◆ Aim of the task:
In the entries below, find the lines with the word "drawn" and copy them.

◆ Extracted information:
<<<<

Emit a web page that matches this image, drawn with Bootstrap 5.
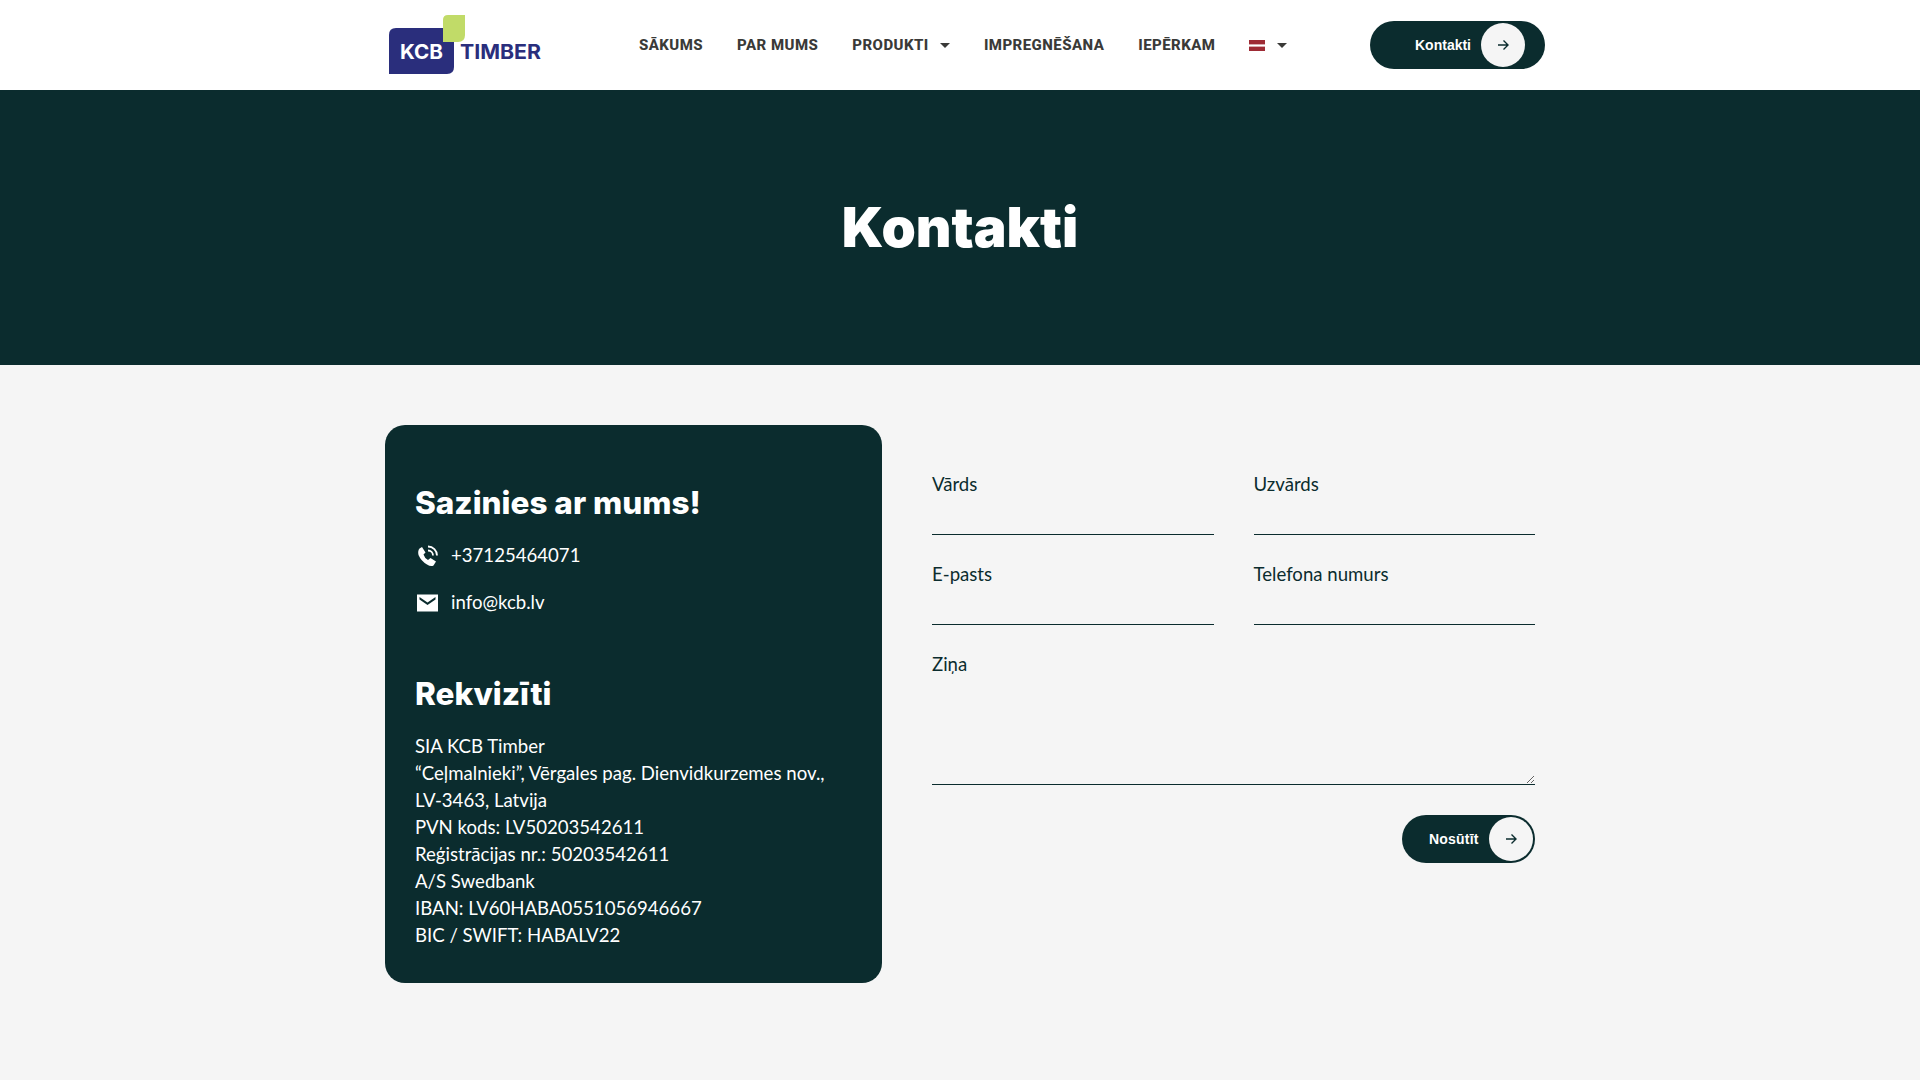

>>>>
<<<<

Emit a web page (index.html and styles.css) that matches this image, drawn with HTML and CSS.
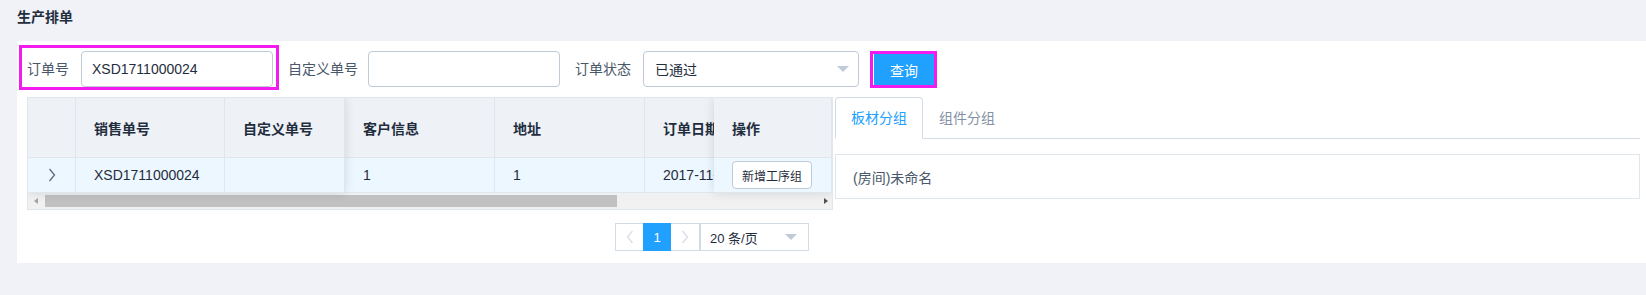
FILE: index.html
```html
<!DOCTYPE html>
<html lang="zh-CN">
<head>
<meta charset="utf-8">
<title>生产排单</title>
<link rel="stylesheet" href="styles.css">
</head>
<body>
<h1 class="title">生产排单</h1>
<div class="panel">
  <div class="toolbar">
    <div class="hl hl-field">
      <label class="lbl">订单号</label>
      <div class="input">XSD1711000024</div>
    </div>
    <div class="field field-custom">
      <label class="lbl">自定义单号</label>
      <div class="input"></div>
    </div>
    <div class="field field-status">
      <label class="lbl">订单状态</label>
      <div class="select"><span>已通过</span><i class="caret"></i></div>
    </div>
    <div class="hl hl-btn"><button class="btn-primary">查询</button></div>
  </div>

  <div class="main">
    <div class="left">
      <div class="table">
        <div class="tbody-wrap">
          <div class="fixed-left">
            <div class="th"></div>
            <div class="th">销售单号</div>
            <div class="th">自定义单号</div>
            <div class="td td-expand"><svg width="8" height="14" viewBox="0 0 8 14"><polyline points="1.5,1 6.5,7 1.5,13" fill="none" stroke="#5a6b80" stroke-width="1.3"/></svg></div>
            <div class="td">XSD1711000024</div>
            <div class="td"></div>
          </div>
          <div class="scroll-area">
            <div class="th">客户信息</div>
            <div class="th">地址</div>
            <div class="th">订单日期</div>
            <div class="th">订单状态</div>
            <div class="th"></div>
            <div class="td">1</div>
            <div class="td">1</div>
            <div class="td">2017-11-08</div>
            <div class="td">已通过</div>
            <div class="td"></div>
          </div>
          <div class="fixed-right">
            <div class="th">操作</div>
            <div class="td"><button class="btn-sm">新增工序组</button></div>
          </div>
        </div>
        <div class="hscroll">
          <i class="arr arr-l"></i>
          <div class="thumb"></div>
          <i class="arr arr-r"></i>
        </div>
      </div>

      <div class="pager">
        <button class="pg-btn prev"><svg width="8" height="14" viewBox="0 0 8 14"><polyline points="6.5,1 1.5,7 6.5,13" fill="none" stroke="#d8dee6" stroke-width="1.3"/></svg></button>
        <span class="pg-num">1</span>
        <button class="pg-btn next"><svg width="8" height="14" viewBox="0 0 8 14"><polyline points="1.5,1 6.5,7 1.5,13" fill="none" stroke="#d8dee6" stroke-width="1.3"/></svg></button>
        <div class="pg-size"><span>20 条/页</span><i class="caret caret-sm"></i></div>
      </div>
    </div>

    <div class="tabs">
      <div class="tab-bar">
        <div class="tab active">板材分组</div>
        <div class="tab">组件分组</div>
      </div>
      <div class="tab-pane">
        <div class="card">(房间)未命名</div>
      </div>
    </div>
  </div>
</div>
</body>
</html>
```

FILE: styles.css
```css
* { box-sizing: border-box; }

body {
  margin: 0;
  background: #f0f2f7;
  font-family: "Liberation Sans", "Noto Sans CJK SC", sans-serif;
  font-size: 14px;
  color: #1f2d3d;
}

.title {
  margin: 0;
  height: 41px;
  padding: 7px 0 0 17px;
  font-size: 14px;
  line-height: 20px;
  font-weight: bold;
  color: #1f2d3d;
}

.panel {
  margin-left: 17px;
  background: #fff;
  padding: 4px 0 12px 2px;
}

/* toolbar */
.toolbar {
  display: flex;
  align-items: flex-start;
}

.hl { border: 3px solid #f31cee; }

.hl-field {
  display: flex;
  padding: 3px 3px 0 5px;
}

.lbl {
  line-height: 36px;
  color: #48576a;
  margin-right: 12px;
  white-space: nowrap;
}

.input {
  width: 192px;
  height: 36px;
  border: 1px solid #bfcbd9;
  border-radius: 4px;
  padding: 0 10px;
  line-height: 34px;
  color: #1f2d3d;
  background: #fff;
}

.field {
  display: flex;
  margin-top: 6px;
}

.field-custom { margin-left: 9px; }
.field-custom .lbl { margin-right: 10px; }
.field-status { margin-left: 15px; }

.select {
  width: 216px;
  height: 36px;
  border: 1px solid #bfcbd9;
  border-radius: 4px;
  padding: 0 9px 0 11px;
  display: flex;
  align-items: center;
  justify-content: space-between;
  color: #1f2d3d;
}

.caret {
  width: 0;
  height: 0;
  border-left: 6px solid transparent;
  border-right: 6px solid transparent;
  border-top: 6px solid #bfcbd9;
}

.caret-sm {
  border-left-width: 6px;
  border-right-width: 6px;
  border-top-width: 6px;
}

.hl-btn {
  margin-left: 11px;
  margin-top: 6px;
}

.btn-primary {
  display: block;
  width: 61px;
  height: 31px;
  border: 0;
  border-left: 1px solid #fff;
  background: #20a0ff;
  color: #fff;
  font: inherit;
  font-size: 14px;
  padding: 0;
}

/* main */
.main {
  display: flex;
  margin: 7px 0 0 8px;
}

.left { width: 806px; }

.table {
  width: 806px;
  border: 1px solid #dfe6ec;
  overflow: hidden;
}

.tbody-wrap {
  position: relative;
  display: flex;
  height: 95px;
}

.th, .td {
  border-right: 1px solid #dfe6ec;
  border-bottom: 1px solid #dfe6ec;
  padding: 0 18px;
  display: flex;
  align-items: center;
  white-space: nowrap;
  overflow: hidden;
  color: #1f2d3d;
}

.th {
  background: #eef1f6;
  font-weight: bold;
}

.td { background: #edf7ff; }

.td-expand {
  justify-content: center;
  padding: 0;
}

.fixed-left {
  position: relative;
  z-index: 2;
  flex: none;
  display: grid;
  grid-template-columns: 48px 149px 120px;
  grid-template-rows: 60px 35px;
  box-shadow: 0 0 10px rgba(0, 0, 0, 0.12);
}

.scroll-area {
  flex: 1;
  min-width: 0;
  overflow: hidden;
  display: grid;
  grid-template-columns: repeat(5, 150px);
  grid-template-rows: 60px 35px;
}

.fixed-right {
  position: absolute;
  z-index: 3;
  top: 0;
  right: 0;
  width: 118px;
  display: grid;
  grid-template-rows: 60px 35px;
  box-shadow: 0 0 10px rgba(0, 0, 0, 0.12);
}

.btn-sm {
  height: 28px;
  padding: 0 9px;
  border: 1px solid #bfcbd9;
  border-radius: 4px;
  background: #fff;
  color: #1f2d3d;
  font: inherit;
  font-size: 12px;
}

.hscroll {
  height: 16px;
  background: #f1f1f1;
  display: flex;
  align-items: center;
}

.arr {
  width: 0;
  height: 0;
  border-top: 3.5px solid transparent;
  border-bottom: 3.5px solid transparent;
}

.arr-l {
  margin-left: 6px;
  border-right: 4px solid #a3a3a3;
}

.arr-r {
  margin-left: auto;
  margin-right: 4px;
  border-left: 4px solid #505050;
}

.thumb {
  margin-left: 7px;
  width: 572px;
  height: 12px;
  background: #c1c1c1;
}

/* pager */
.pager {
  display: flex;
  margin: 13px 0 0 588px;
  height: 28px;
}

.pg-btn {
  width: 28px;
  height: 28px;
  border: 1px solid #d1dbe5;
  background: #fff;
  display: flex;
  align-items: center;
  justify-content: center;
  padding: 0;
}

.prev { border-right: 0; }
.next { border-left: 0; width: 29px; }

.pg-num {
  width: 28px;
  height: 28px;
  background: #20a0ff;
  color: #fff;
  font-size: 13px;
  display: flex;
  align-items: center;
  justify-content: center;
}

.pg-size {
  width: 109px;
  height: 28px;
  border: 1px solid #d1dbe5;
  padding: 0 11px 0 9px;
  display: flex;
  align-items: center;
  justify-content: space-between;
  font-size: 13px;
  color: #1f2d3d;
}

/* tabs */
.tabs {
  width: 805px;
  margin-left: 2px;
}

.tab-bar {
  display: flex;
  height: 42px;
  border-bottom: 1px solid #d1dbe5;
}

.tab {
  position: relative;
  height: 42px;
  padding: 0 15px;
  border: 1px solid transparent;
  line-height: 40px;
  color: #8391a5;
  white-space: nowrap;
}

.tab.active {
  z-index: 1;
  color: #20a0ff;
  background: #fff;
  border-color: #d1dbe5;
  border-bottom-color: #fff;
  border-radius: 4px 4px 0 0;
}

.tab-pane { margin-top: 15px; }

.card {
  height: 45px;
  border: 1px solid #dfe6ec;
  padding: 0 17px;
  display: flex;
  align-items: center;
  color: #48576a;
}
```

>>>>

◆ Solution for this exercise:
Emit a web page that matches this image, drawn with Bootstrap 5.
Emit a web page (index.html and styles.css) that matches this image, drawn with HTML and CSS.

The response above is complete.